Pollution and greenhouse gas emissions have fallen across the globe as countries work to contain the spread of COVID-19 (Photo by veeterzy via Unsplash)

Staying up to date with COVID-19 news is important, especially if you’re counting the days until the Movement Control Order (MCO) is lifted. Although being stuck at home can feel like a bit of a drag, thanks to tech, there’s actually plenty to do at home.

While everyone is focused on the pandemic, Mother Nature is focused on healing from years of abuse. Sounds dramatic, but think about it – for an uncountable number of years the majority of the population, and even policy-makers, have treated our planet recklessly. So how exactly is the planet healing during this period of restricted travel? Read on for some good (and some not so great) news.

People in Punjab, India are reacting in awe at the sight of the Himalayan mountain range, which is now visible from as far as 200km, due to significant improvements in air quality in the country (Photo by Saravanan Rajaraman via Unsplash)

The air we breathe

The Good: Air pollution has significantly reduced. While China and Italy have made headlines, other countries around the world are also showing reduced amounts of toxins in the air. In India, for example, air pollution levels dropped by 70 per cent in just one week. People in the northern part of the country have reported being able to see the majestic Himalayan mountains some 200 kilometres away for the first time in three decades.

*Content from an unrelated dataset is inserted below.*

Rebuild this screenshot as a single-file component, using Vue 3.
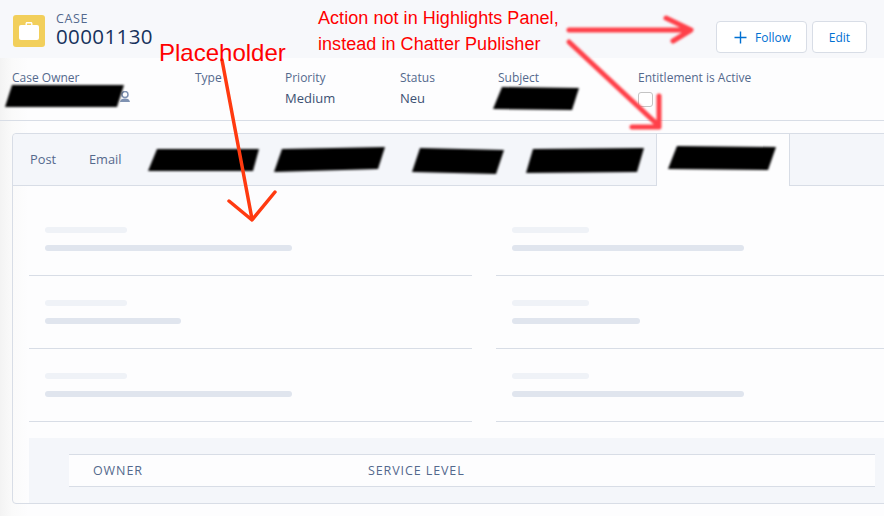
<script setup>
const fields = [
  { label: 'Case Owner', value: '', cls: 'w-owner' },
  { label: 'Type', value: '', cls: 'w-type' },
  { label: 'Priority', value: 'Medium', cls: 'w-priority' },
  { label: 'Status', value: 'Neu', cls: 'w-status' },
  { label: 'Subject', value: '', cls: 'w-subject' }
]
const skeletonRows = [
  { left: 'long', right: 'long-r' },
  { left: 'mid', right: 'mid-r' },
  { left: 'long', right: 'long-r' }
]
const redactions = [
  '12,85 124,85 117,107 5,107',
  '502,87 579,88 572,110 493,109',
  '157,149 259,149 253,171 148,171',
  '282,149 385,147 378,169 274,172',
  '420,148 504,150 496,174 412,172',
  '533,149 644,148 637,172 526,173',
  '677,146 776,147 768,170 668,169'
]
</script>

<template>
  <div class="page">
    <header class="head">
      <div class="case-icon">
        <svg width="20" height="18" viewBox="0 0 20 18">
          <path d="M6.500 3V1.500C6.500.7 7.200 0 8 0h4c.8 0 1.500.7 1.500 1.500V3h-1.400V1.700c0-.2-.1-.3-.3-.3H8.200c-.2 0-.3.100-.3.300V3z" fill="#fff" />
          <rect x="0" y="3" width="20" height="15" rx="2" fill="#fff" />
        </svg>
      </div>
      <div class="title">
        <div class="eyebrow">CASE</div>
        <div class="number">00001130</div>
      </div>
      <div class="actions">
        <button class="btn btn-follow">
          <svg width="13" height="13" viewBox="0 0 13 13"><path d="M6.500 0.500v12M0.500 6.500h12" stroke="#0070d2" stroke-width="1.400" fill="none" /></svg>
          <span>Follow</span>
        </button>
        <button class="btn btn-edit">Edit</button>
      </div>
    </header>

    <section class="details">
      <div v-for="f in fields" :key="f.label" class="field" :class="f.cls">
        <div class="f-label">{{ f.label }}</div>
        <div class="f-value">
          {{ f.value }}
          <svg v-if="f.label === 'Case Owner'" class="owner-icon" width="10" height="12" viewBox="0 0 10 12">
            <circle cx="5" cy="3.500" r="3" fill="none" stroke="#7f92b2" stroke-width="1.500" />
            <path d="M0 11c.5-2.500 2-3.500 5-3.500s4.500 1 5 3.500z" fill="#7f92b2" />
          </svg>
        </div>
      </div>
      <div class="field w-ent">
        <div class="f-label">Entitlement is Active</div>
        <div class="check"></div>
      </div>
    </section>

    <section class="card">
      <nav class="tabs">
        <div class="tab t-post">Post</div>
        <div class="tab t-email">Email</div>
        <div class="tab t-blank"></div>
        <div class="tab t-blank"></div>
        <div class="tab t-blank"></div>
        <div class="tab t-blank"></div>
        <div class="tab t-active"></div>
        <div class="tab-rest"></div>
      </nav>
      <div class="form">
        <div v-for="(r, i) in skeletonRows" :key="i" class="form-row">
          <div class="cell">
            <div class="bar bar-label"></div>
            <div class="bar bar-value" :class="r.left"></div>
          </div>
          <div class="cell">
            <div class="bar bar-label short"></div>
            <div class="bar bar-value" :class="r.right"></div>
          </div>
        </div>
      </div>
      <div class="foot">
        <div class="foot-table">
          <div class="th th-owner">OWNER</div>
          <div class="th">SERVICE LEVEL</div>
        </div>
      </div>
    </section>

    <svg class="marks" width="884" height="516" viewBox="0 0 884 516">
      <defs>
        <filter id="soft" x="-10%" y="-30%" width="120%" height="160%"><feGaussianBlur stdDeviation="1" /></filter>
        <filter id="softer" x="-10%" y="-20%" width="120%" height="140%"><feGaussianBlur stdDeviation="1.100" /></filter>
      </defs>
      <polygon v-for="p in redactions" :key="p" :points="p" fill="#000" filter="url(#soft)" />
      <g fill="none" stroke="#ff4048" stroke-width="5" stroke-linecap="round" stroke-linejoin="round" filter="url(#softer)">
        <path d="M569 30H690M666 18L691 30L673 41" />
        <path d="M569 42L659 126M659 96V127H632" />
      </g>
      <g fill="none" stroke="#ff3a10" stroke-width="3.500" stroke-linecap="round" stroke-linejoin="round">
        <path d="M222 60L252 219M229 201L252 220L275 192" />
      </g>
    </svg>
    <div class="note note-placeholder">Placeholder</div>
    <div class="note note-action">Action not in Highlights Panel,<br />instead in Chatter Publisher</div>
  </div>
</template>

<style>
html, body { margin: 0; padding: 0; background: #fdfdfe; }
</style>

<style scoped>
.page {
  position: relative;
  width: 884px;
  height: 516px;
  overflow: hidden;
  font-family: "Open Sans", "Liberation Sans", sans-serif;
  color: #16325c;
  background: linear-gradient(90deg, #f3f3f3 0, #fafafa 12px, #fdfdfe 28px);
}
.head {
  display: flex;
  align-items: flex-start;
  height: 58px;
  background: #f7f8fb;
  box-sizing: border-box;
  padding: 10px 17px 0 13px;
}
.case-icon {
  width: 32px;
  height: 32px;
  margin-top: 5px;
  border-radius: 3px;
  background: #f2cf5b;
  display: flex;
  align-items: center;
  justify-content: center;
}
.title { margin-left: 11px; }
.eyebrow { font-size: 12.500px; line-height: 18px; color: #54698d; letter-spacing: 0.600px; }
.number { font-size: 20.500px; line-height: 16px; color: #16325c; letter-spacing: 0.400px; }
.actions { margin-left: auto; margin-top: 11px; display: flex; gap: 5px; }
.btn {
  height: 32px;
  box-sizing: border-box;
  border: 1px solid #d8dde6;
  border-radius: 4px;
  background: #fff;
  color: #0070d2;
  font-family: inherit;
  font-size: 12px;
  padding: 0;
  display: flex;
  align-items: center;
  justify-content: center;
}
.btn-follow { width: 91px; gap: 8px; padding-left: 2px; }
.btn-edit { width: 55px; }

.details {
  display: flex;
  height: 63px;
  box-sizing: border-box;
  border-bottom: 1px solid #d8dde6;
  padding: 12px 0 0 12px;
}
.w-owner { width: 183px; }
.w-type { width: 90px; }
.w-priority { width: 115px; }
.w-status { width: 98px; }
.w-subject { width: 140px; }
.f-label { font-size: 12px; line-height: 16px; color: #54698d; }
.f-value { position: relative; font-size: 13px; line-height: 18px; margin-top: 3px; color: #3c5073; }
.owner-icon { position: absolute; left: 108px; top: 2px; }
.check {
  width: 15px;
  height: 15px;
  box-sizing: border-box;
  border: 1px solid #c4c4c4;
  border-radius: 3px;
  background: #fff;
  margin-top: 6px;
}

.card {
  box-sizing: border-box;
  height: 371px;
  margin: 12px -20px 0 12px;
  border: 1px solid #d8dde6;
  border-radius: 4px;
  display: flex;
  flex-direction: column;
}
.tabs { display: flex; height: 52px; flex: none; }
.tab {
  box-sizing: border-box;
  height: 52px;
  background: #f4f6fa;
  border-bottom: 1px solid #d8dde6;
  font-size: 12.800px;
  color: #54698d;
  display: flex;
  align-items: center;
  padding-bottom: 2px;
}
.t-post { width: 59px; padding-left: 17px; border-top-left-radius: 4px; }
.t-email { width: 67px; padding-left: 17px; }
.t-blank { width: 129.250px; }
.t-active {
  width: 134px;
  background: #fdfdfe;
  border-bottom: none;
  border-left: 1px solid #d8dde6;
  border-right: 1px solid #d8dde6;
}
.tab-rest { flex: 1; background: #f4f6fa; border-bottom: 1px solid #d8dde6; height: 52px; box-sizing: border-box; }
.form { padding: 17px 0 0 16px; }
.form-row {
  display: grid;
  grid-template-columns: 443px 1fr;
  column-gap: 24px;
}
.cell {
  box-sizing: border-box;
  height: 73px;
  padding: 24px 0 0 16px;
  border-bottom: 1px solid #d8dde6;
}
.bar { height: 6px; border-radius: 3px; }
.bar-label { width: 82px; background: #eff2f7; }
.bar-label.short { width: 77px; }
.bar-value { margin-top: 12px; background: #e0e5ee; }
.long { width: 247px; }
.mid { width: 136px; }
.long-r { width: 232px; }
.mid-r { width: 128px; }

.foot {
  flex: 1;
  margin: 16px 0 0 16px;
  background: #f4f6fa;
  padding-top: 16px;
}
.foot-table {
  width: 806px;
  height: 33px;
  box-sizing: border-box;
  margin-left: 40px;
  background: #fdfdfe;
  border-top: 1px solid #d8dde6;
  border-bottom: 1px solid #d8dde6;
  display: flex;
  align-items: center;
  padding-left: 24px;
}
.th { font-size: 12.500px; letter-spacing: 0.900px; color: #54698d; }
.th-owner { width: 275px; }

.marks { position: absolute; left: 0; top: 0; pointer-events: none; }
.note {
  position: absolute;
  color: #ff0000;
  font-family: "Liberation Sans", Arial, sans-serif;
  white-space: nowrap;
  letter-spacing: 0.050px;
}
.note-placeholder { left: 159px; top: 39px; font-size: 24px; line-height: 28px; letter-spacing: 0; }
.note-action { left: 318px; top: 5px; font-size: 18px; line-height: 26px; }
</style>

The Bad: Considering the lack of activity around the world in terms of transport, air pollution is continuously decreasing, but if climate policies don’t change ASAP, air pollution will most likely return and with a vengeance if people rush back into using air-polluting services.

A four-year-old Malayan tiger living in the Bronx Zoo in New York, USA is the first tiger to test positive for COVID-19. Nadia and several other animals in the zoo have since fully recovered (Photo by Vlad Tchompalov via Unsplash)

Life on land

The Good: Okay, so it isn’t good news that a Malayan tiger at the Bronx Zoo in New York tested positive for COVID-19, but the zoo has stated that she and six other sickly big cats are all expected to make a full recovery. Four-year-old Nadia is believed to have contracted the virus from an asymptomatic zookeeper.

The Bad: Pakistan rushed into lockdown and because of it, forgot to consider the animals. As only essential services are allowed to operate, pet stores in Karachi were closed for two weeks until activists convinced authorities otherwise. As a result, 70 per cent of animals in pet stores, unfortunately, died from starvation and lack of air.

Got kids? Introduce them to the beauty of nature and then some with these useful travel-from-home ideas: 5 Ways To Help Your Little Ones Experience The World From Home
The canals in Venice, Italy are all clear and full of fishes (Photo by Dorian Mongel via Unsplash)

Tide and time

The Good: Venice in Italy is a dream destination, but not many know about how the locals have protested against over-tourism, specifically cruise ships. The endless amount of water taxis and cruise ships have polluted the canals, but finally, water clarity has significantly improved during Italy’s lockdown. Fishes are visible again and ducks are nesting – both previously unseen by locals for years.

The Bad: Everyone is obsessively using face masks, but not the re-usable kind. This is only adding to plastic pollution in the sea, and unfortunately, not being highlighted by mainstream media. In Hong Kong, a conservationist recently discovered 100 face masks washed up ashore on a beach within two weeks.

97 hawksbill sea turtles hatched on a beach in Paulista, a town in north-eastern Brazil that is usually flocked with beachgoers (Photo by Frau Grau via Unsplash)

Life under water

The Good: Almost 100 critically endangered hawksbill turtles hatched in the sand and returned to the sea in Brazil. Normally, this beach in Paulista is filled to the brim with tourists, but amidst the lockdown, it’s a different story.

The Bad: Australia’s Great Barrier Reef has experienced its third mass-bleaching event in under five years; terrible news as it makes up 10 per cent of the world’s coral reefs. The bleaching occurs due to extreme heat – a result of greenhouse gases increasing because of pollution and climate change.

The Great Barrier Reef in Australia just experienced its third major bleaching event in the past five years (Photo by Daniel Pelaez Duque via Unsplash)

Use this time to reflect

Now that we can see the effects of the lockdown on our environment, we need to ask ourselves whether we really want to continue pushing the limits of Mother Nature. What would happen if we return to harmful habits after the lockdown? If many countries are struggling to contain a virus, imagine the frenzy of containing a climate crisis.

Use this time to learn more about environmental pollution and what choices you can make to stop environmental degradation. For instance, make the decision to be a responsible traveller. Choose to support or visit destinations and hotels known for keeping it clean and green. A little bit goes a long way.